■ **RECORDS SHOWN**
=======
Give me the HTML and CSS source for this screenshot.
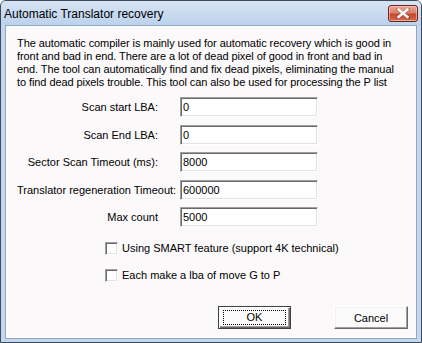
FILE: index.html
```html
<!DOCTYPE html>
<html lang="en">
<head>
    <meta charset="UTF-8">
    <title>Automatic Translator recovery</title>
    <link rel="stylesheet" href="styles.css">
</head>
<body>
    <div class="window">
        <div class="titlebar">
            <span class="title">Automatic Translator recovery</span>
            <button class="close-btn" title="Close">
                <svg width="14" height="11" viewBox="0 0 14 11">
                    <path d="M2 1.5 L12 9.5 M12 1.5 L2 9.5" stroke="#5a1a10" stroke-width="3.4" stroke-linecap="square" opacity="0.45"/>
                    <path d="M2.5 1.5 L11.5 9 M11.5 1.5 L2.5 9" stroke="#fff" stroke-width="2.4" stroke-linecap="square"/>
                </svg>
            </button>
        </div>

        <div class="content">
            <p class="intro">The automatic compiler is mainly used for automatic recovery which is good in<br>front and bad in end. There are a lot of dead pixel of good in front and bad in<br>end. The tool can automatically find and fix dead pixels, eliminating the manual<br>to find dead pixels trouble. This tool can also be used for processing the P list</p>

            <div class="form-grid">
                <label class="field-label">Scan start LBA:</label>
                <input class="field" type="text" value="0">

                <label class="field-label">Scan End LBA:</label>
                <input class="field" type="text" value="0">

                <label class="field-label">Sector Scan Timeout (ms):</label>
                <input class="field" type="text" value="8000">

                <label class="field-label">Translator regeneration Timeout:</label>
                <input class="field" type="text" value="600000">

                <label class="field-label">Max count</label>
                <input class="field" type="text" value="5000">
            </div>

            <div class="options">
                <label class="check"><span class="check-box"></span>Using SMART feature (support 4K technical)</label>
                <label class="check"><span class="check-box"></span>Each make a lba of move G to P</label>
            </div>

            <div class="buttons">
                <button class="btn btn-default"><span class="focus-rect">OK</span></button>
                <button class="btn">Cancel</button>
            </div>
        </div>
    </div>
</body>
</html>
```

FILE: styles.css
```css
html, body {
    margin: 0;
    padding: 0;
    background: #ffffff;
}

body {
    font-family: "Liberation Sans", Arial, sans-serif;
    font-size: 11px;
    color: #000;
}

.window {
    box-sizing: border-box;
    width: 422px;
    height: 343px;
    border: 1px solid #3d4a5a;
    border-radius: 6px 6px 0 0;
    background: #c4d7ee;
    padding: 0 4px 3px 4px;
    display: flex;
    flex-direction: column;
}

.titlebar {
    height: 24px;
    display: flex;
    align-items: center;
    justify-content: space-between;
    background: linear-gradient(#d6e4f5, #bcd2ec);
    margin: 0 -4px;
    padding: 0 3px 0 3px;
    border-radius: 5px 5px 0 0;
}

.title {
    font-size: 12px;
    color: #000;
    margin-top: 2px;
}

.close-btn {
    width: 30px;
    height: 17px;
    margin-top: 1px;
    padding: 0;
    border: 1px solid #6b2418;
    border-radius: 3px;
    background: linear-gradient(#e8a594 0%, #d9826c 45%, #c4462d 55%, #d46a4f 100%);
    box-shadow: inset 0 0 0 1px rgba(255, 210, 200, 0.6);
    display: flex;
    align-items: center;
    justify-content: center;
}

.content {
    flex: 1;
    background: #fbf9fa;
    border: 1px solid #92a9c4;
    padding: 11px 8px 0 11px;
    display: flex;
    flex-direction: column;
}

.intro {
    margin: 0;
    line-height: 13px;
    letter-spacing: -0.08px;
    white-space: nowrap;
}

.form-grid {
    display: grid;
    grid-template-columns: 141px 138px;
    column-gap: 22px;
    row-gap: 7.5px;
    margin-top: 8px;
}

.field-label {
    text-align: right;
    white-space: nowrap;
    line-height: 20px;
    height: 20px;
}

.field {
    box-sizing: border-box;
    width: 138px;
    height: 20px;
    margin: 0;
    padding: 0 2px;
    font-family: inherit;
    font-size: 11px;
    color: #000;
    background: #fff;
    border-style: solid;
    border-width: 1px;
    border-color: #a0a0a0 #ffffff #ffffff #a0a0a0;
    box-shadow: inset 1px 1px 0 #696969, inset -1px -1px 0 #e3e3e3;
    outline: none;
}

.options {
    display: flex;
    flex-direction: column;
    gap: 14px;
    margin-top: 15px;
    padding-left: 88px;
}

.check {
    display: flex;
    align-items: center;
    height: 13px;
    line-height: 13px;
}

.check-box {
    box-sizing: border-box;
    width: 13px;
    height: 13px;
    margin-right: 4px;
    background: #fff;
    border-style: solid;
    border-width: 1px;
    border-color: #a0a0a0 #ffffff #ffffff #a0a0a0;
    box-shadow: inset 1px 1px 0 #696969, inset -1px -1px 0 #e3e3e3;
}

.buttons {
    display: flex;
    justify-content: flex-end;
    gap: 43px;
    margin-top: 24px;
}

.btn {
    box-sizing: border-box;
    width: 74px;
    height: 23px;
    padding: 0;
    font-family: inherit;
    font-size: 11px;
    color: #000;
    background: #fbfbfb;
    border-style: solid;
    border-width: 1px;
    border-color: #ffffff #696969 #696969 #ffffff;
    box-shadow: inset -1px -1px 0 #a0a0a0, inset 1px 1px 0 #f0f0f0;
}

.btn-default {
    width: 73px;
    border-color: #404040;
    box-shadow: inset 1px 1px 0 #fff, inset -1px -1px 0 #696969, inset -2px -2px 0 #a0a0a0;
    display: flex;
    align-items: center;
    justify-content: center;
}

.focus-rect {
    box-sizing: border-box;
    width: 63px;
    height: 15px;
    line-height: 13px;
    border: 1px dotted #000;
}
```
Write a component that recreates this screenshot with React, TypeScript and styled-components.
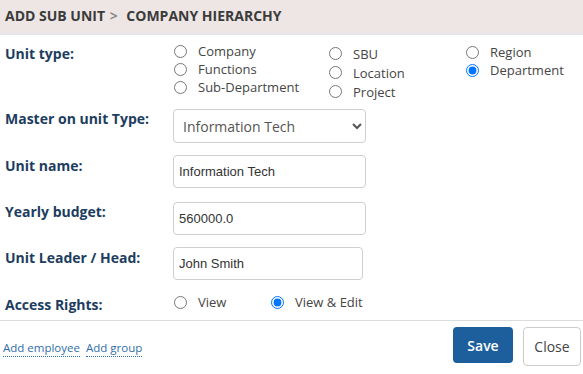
=======
■ **REQUIRED TASK**
Return all of the entries word for word, but omit the pictures.

■ **SOLUTION**
Give me the HTML and CSS source for this screenshot.
FILE: index.html
```html
<!DOCTYPE html>
<html lang="en">
<head>
    <meta charset="UTF-8">
    <title>Automatic Translator recovery</title>
    <link rel="stylesheet" href="styles.css">
</head>
<body>
    <div class="window">
        <div class="titlebar">
            <span class="title">Automatic Translator recovery</span>
            <button class="close-btn" title="Close">
                <svg width="14" height="11" viewBox="0 0 14 11">
                    <path d="M2 1.5 L12 9.5 M12 1.5 L2 9.5" stroke="#5a1a10" stroke-width="3.4" stroke-linecap="square" opacity="0.45"/>
                    <path d="M2.5 1.5 L11.5 9 M11.5 1.5 L2.5 9" stroke="#fff" stroke-width="2.4" stroke-linecap="square"/>
                </svg>
            </button>
        </div>

        <div class="content">
            <p class="intro">The automatic compiler is mainly used for automatic recovery which is good in<br>front and bad in end. There are a lot of dead pixel of good in front and bad in<br>end. The tool can automatically find and fix dead pixels, eliminating the manual<br>to find dead pixels trouble. This tool can also be used for processing the P list</p>

            <div class="form-grid">
                <label class="field-label">Scan start LBA:</label>
                <input class="field" type="text" value="0">

                <label class="field-label">Scan End LBA:</label>
                <input class="field" type="text" value="0">

                <label class="field-label">Sector Scan Timeout (ms):</label>
                <input class="field" type="text" value="8000">

                <label class="field-label">Translator regeneration Timeout:</label>
                <input class="field" type="text" value="600000">

                <label class="field-label">Max count</label>
                <input class="field" type="text" value="5000">
            </div>

            <div class="options">
                <label class="check"><span class="check-box"></span>Using SMART feature (support 4K technical)</label>
                <label class="check"><span class="check-box"></span>Each make a lba of move G to P</label>
            </div>

            <div class="buttons">
                <button class="btn btn-default"><span class="focus-rect">OK</span></button>
                <button class="btn">Cancel</button>
            </div>
        </div>
    </div>
</body>
</html>
```

FILE: styles.css
```css
html, body {
    margin: 0;
    padding: 0;
    background: #ffffff;
}

body {
    font-family: "Liberation Sans", Arial, sans-serif;
    font-size: 11px;
    color: #000;
}

.window {
    box-sizing: border-box;
    width: 422px;
    height: 343px;
    border: 1px solid #3d4a5a;
    border-radius: 6px 6px 0 0;
    background: #c4d7ee;
    padding: 0 4px 3px 4px;
    display: flex;
    flex-direction: column;
}

.titlebar {
    height: 24px;
    display: flex;
    align-items: center;
    justify-content: space-between;
    background: linear-gradient(#d6e4f5, #bcd2ec);
    margin: 0 -4px;
    padding: 0 3px 0 3px;
    border-radius: 5px 5px 0 0;
}

.title {
    font-size: 12px;
    color: #000;
    margin-top: 2px;
}

.close-btn {
    width: 30px;
    height: 17px;
    margin-top: 1px;
    padding: 0;
    border: 1px solid #6b2418;
    border-radius: 3px;
    background: linear-gradient(#e8a594 0%, #d9826c 45%, #c4462d 55%, #d46a4f 100%);
    box-shadow: inset 0 0 0 1px rgba(255, 210, 200, 0.6);
    display: flex;
    align-items: center;
    justify-content: center;
}

.content {
    flex: 1;
    background: #fbf9fa;
    border: 1px solid #92a9c4;
    padding: 11px 8px 0 11px;
    display: flex;
    flex-direction: column;
}

.intro {
    margin: 0;
    line-height: 13px;
    letter-spacing: -0.08px;
    white-space: nowrap;
}

.form-grid {
    display: grid;
    grid-template-columns: 141px 138px;
    column-gap: 22px;
    row-gap: 7.5px;
    margin-top: 8px;
}

.field-label {
    text-align: right;
    white-space: nowrap;
    line-height: 20px;
    height: 20px;
}

.field {
    box-sizing: border-box;
    width: 138px;
    height: 20px;
    margin: 0;
    padding: 0 2px;
    font-family: inherit;
    font-size: 11px;
    color: #000;
    background: #fff;
    border-style: solid;
    border-width: 1px;
    border-color: #a0a0a0 #ffffff #ffffff #a0a0a0;
    box-shadow: inset 1px 1px 0 #696969, inset -1px -1px 0 #e3e3e3;
    outline: none;
}

.options {
    display: flex;
    flex-direction: column;
    gap: 14px;
    margin-top: 15px;
    padding-left: 88px;
}

.check {
    display: flex;
    align-items: center;
    height: 13px;
    line-height: 13px;
}

.check-box {
    box-sizing: border-box;
    width: 13px;
    height: 13px;
    margin-right: 4px;
    background: #fff;
    border-style: solid;
    border-width: 1px;
    border-color: #a0a0a0 #ffffff #ffffff #a0a0a0;
    box-shadow: inset 1px 1px 0 #696969, inset -1px -1px 0 #e3e3e3;
}

.buttons {
    display: flex;
    justify-content: flex-end;
    gap: 43px;
    margin-top: 24px;
}

.btn {
    box-sizing: border-box;
    width: 74px;
    height: 23px;
    padding: 0;
    font-family: inherit;
    font-size: 11px;
    color: #000;
    background: #fbfbfb;
    border-style: solid;
    border-width: 1px;
    border-color: #ffffff #696969 #696969 #ffffff;
    box-shadow: inset -1px -1px 0 #a0a0a0, inset 1px 1px 0 #f0f0f0;
}

.btn-default {
    width: 73px;
    border-color: #404040;
    box-shadow: inset 1px 1px 0 #fff, inset -1px -1px 0 #696969, inset -2px -2px 0 #a0a0a0;
    display: flex;
    align-items: center;
    justify-content: center;
}

.focus-rect {
    box-sizing: border-box;
    width: 63px;
    height: 15px;
    line-height: 13px;
    border: 1px dotted #000;
}
```
Write a component that recreates this screenshot with React, TypeScript and styled-components.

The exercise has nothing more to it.